Police freed in abduction of Aboriginal children
By Mick White
BRISBANE — Magistrate Robert Quinlan on February 24 dismissed charges against six police who had previously admitted to abducting and terrorising three Aboriginal children.
In a decision which enraged Aboriginal leaders, Quinlan decided that the boys, aged 11, 12 and 14, were experienced criminals who could have refused police demands that they get in the police car. He therefore deemed that they had willingly gone with the police.
They had been taken to the outskirts of the city, terrorised, told that their fingers would be cut off, then dumped and left to find their own way home.
Each policeman was represented by his own barrister, so the boys were each subjected to six separate interrogations. No allowance was made for either their age or their culture. Barristers demanded that the boys look them in the eye when they answered questions, a practice considered insulting in Aboriginal culture. Magistrate Quinlan failed to intervene.
Previous to the hearing, the police had said that they abducted the boys in order "to give them a bit of a scare".
Sam Watson for the Aboriginal Legal Service vowed to appeal the decision, calling it a disgrace. A rally will be held on Wednesday, March 1, at noon at Roma St Forum followed by a march on Parliament House.
The national convener of the Aboriginal Legal Service, John Leslie, condemned the magistrate's decision and called on attorney general Dean Wells to intervene. "Aborigines have lost faith in the impartiality of the judiciary", he said. "Race relations have reached flashpoint as a result."

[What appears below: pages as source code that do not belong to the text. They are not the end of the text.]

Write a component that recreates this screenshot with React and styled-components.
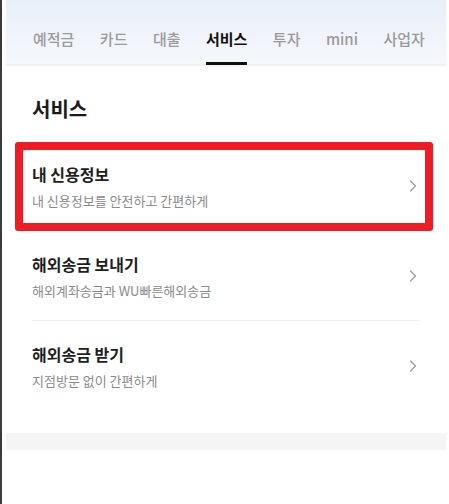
import React from "react";
import styled, { createGlobalStyle } from "styled-components";

const Global = createGlobalStyle`
  html, body { margin: 0; padding: 0; background: #fff; }
  body { font-family: "Noto Sans CJK KR", "Noto Sans", sans-serif; -webkit-font-smoothing: antialiased; }
  * { box-sizing: border-box; }
`;

const Frame = styled.div`
  min-height: 504px;
  border-left: 2px solid #3a3a3a;
  padding: 0 3px 0 4px;
  background: #fff;
`;

const Panel = styled.div`
  width: 440px;
  background: #fff;
`;

const Header = styled.header`
  position: relative;
  height: 65px;
  padding: 29px 21px 0 27px;
  background: linear-gradient(180deg, #e9eff8 0%, #eff3fa 45%, #f5f7fb 100%);
  box-shadow: 0 1px 2px rgba(0, 0, 0, 0.07);
  border-bottom: 1px solid #eceef1;
`;

const Tabs = styled.nav`
  display: flex;
  justify-content: space-between;
`;

const Tab = styled.span`
  font-size: 15px;
  line-height: 20px;
  padding-bottom: 13px;
  border-bottom: 3px solid ${(p) => (p.$active ? "#111" : "transparent")};
  color: ${(p) => (p.$active ? "#111" : "#9a9a9a")};
  font-weight: ${(p) => (p.$active ? 700 : 500)};
  white-space: nowrap;
`;

const Content = styled.main`
  padding: 0 26px;
`;

const Heading = styled.h2`
  margin: 30px 0 18px;
  font-size: 20px;
  line-height: 28px;
  font-weight: 700;
  color: #1a1a1a;
`;

const List = styled.ul`
  list-style: none;
  margin: 0;
  padding: 0;
`;

const Item = styled.li`
  position: relative;
  height: 90px;
  display: flex;
  align-items: center;
  justify-content: space-between;
  border-bottom: 1px solid ${(p) => (p.$last ? "transparent" : "#f0f0f0")};

  ${(p) =>
    p.$highlight &&
    `
    &::after {
      content: "";
      position: absolute;
      left: -17px;
      right: -13px;
      top: 1px;
      bottom: -1px;
      border: 8px solid #ee1c25;
      border-radius: 3px;
      pointer-events: none;
    }
  `}
`;

const Texts = styled.div`
  display: flex;
  flex-direction: column;
  gap: 9px;
  padding-top: 2px;
`;

const Title = styled.div`
  font-size: 16px;
  line-height: 20px;
  font-weight: 700;
  color: #1e1e1e;
`;

const Sub = styled.div`
  font-size: 13px;
  line-height: 16px;
  color: #8a8a8a;
`;

const Chevron = styled.svg`
  width: 8px;
  height: 12px;
  margin-right: 3px;
  flex: none;
`;

const Band = styled.div`
  margin-top: 22px;
  height: 17px;
  background: #f5f5f5;
`;

const tabs = ["예적금", "카드", "대출", "서비스", "투자", "mini", "사업자"];

const items = [
  { title: "내 신용정보", sub: "내 신용정보를 안전하고 간편하게", highlight: true },
  { title: "해외송금 보내기", sub: "해외계좌송금과 WU빠른해외송금" },
  { title: "해외송금 받기", sub: "지점방문 없이 간편하게" },
];

export default function App() {
  return (
    <>
      <Global />
      <Frame>
        <Panel>
          <Header>
            <Tabs>
              {tabs.map((t) => (
                <Tab key={t} $active={t === "서비스"}>
                  {t}
                </Tab>
              ))}
            </Tabs>
          </Header>
          <Content>
            <Heading>서비스</Heading>
            <List>
              {items.map((it, i) => (
                <Item key={it.title} $highlight={it.highlight} $last={i === items.length - 1}>
                  <Texts>
                    <Title>{it.title}</Title>
                    <Sub>{it.sub}</Sub>
                  </Texts>
                  <Chevron viewBox="0 0 8 12">
                    <polyline
                      points="1.5,1 6.5,6 1.5,11"
                      fill="none"
                      stroke="#9c9c9c"
                      strokeWidth="1.3"
                      strokeLinecap="round"
                      strokeLinejoin="round"
                    />
                  </Chevron>
                </Item>
              ))}
            </List>
          </Content>
          <Band />
        </Panel>
      </Frame>
    </>
  );
}
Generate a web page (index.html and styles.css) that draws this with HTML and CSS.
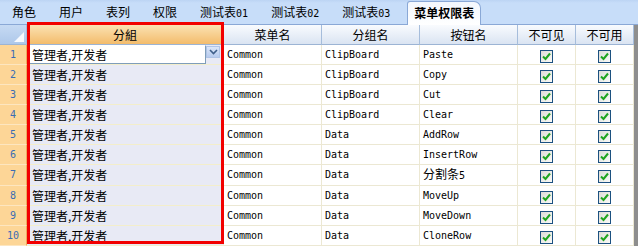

This is not the first instance of partisan political responses to Aboriginal complaints, he said. It is merely the last in a long line of questionable decisions which made Queensland look like the Alabama of the South Pacific.
Leslie foreshadowed moves to take the struggle against the endemic racism of the Goss government to the United Nations, given the failure of attempts to obtain justice in Queensland.